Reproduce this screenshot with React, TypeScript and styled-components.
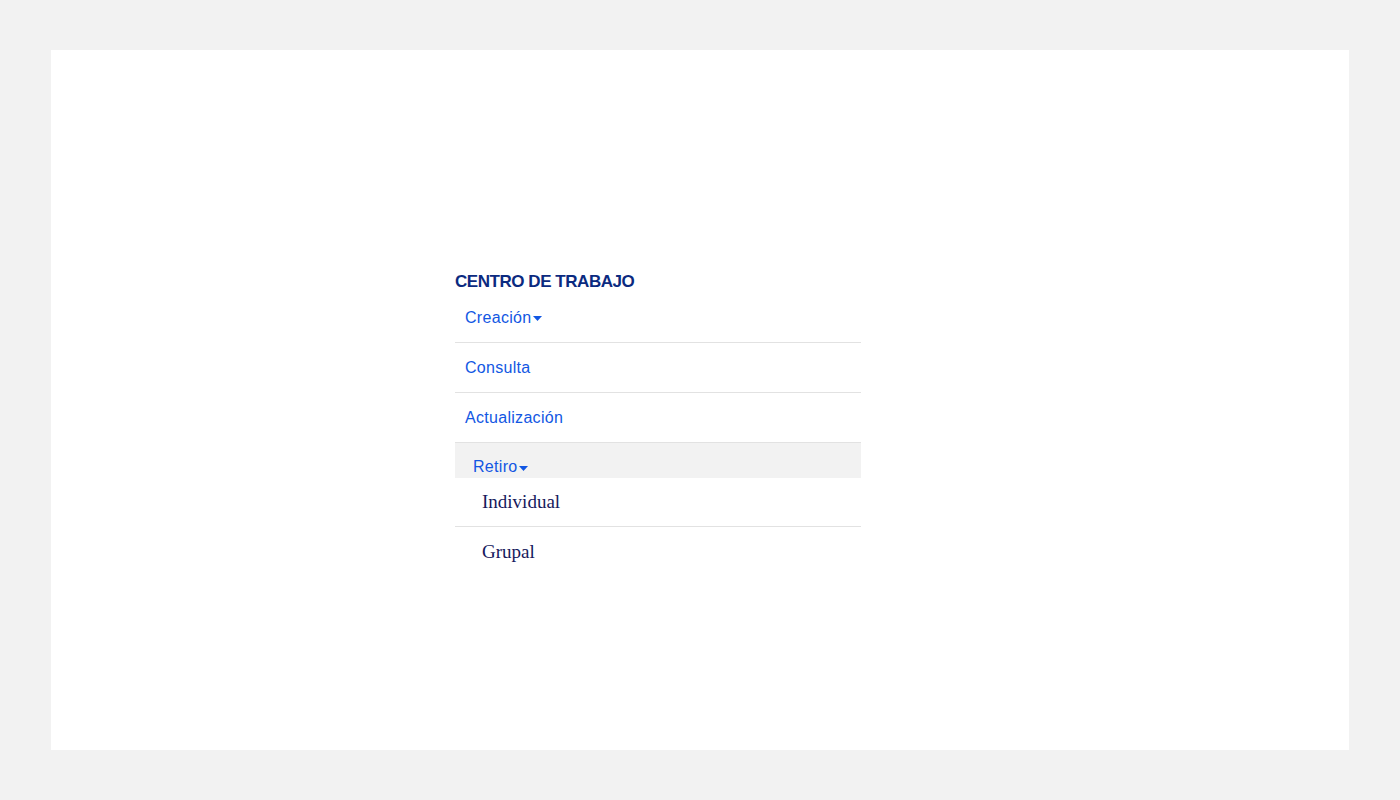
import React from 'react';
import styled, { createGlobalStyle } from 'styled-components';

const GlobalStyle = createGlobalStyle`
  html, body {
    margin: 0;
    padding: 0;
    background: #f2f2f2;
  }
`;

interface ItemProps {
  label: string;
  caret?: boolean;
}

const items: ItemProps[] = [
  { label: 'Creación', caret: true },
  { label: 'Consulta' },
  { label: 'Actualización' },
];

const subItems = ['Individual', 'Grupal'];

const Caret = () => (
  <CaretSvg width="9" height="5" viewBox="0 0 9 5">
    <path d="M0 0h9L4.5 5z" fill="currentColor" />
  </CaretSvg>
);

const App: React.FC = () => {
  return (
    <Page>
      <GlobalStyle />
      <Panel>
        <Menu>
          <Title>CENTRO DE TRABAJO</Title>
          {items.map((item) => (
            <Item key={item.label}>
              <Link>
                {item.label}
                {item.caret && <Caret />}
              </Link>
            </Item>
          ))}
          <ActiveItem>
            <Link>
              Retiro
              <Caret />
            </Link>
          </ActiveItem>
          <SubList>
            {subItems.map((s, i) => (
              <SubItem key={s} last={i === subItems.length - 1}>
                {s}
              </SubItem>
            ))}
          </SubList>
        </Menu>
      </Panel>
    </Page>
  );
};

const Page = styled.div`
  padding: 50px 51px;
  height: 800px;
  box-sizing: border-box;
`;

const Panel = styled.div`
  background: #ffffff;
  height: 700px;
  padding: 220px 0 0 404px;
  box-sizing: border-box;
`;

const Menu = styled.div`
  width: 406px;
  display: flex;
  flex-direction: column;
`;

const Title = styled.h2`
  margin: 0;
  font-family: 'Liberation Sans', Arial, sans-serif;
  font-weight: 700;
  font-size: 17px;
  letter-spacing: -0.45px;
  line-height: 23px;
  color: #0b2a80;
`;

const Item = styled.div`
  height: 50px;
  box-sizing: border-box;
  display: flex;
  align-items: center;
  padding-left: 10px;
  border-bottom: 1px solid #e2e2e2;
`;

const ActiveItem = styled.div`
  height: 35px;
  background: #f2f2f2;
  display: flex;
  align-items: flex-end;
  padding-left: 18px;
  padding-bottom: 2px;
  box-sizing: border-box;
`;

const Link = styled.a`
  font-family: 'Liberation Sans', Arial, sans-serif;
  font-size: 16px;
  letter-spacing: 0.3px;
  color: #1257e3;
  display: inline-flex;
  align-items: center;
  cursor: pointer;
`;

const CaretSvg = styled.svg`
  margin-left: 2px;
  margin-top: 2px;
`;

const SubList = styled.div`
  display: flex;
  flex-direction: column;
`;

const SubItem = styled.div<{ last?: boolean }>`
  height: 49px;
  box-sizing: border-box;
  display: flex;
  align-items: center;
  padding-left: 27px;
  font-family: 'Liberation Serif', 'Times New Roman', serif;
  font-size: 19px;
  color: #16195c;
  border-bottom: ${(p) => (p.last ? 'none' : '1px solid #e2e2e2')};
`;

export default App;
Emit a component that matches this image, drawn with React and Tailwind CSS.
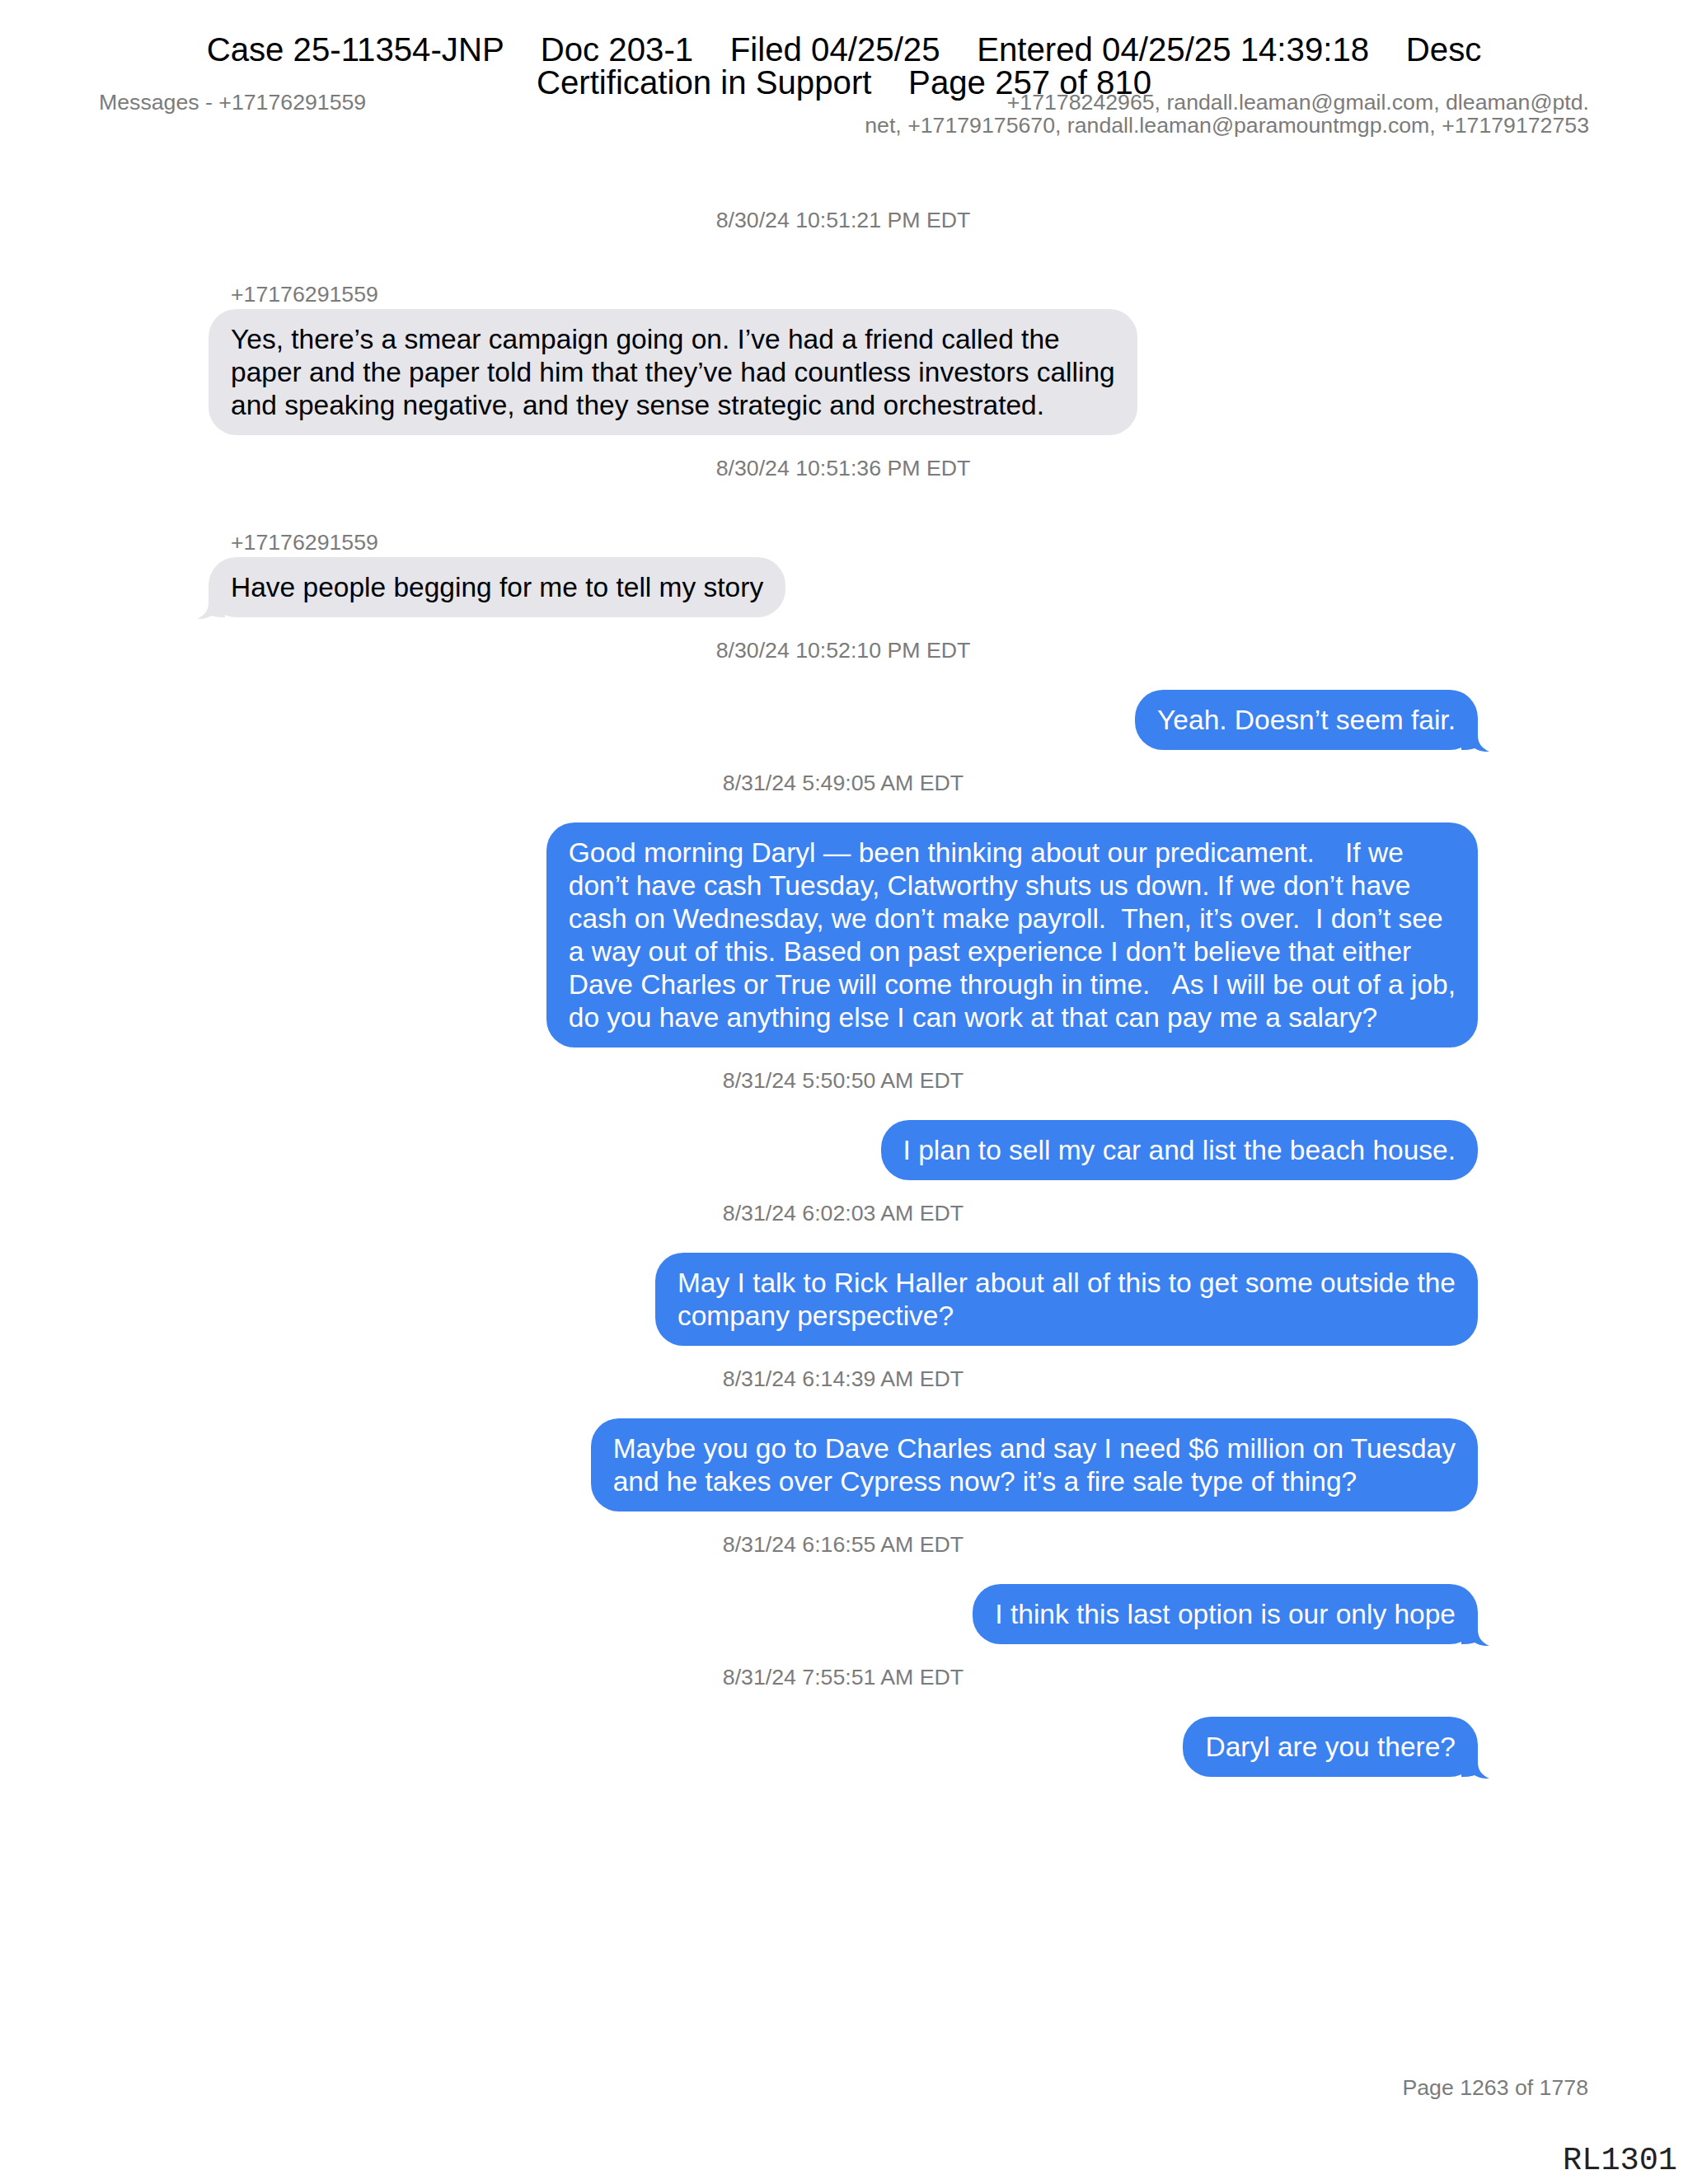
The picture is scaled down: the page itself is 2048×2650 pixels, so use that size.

+ + +

→ **EXERCISE OBJECTIVE**:
Gather all lines from the listing above in which "components" occurs.

→ **SOLUTION TO THIS PROBLEM**:
Reproduce this screenshot with React, TypeScript and styled-components.
import styled, { createGlobalStyle } from 'styled-components';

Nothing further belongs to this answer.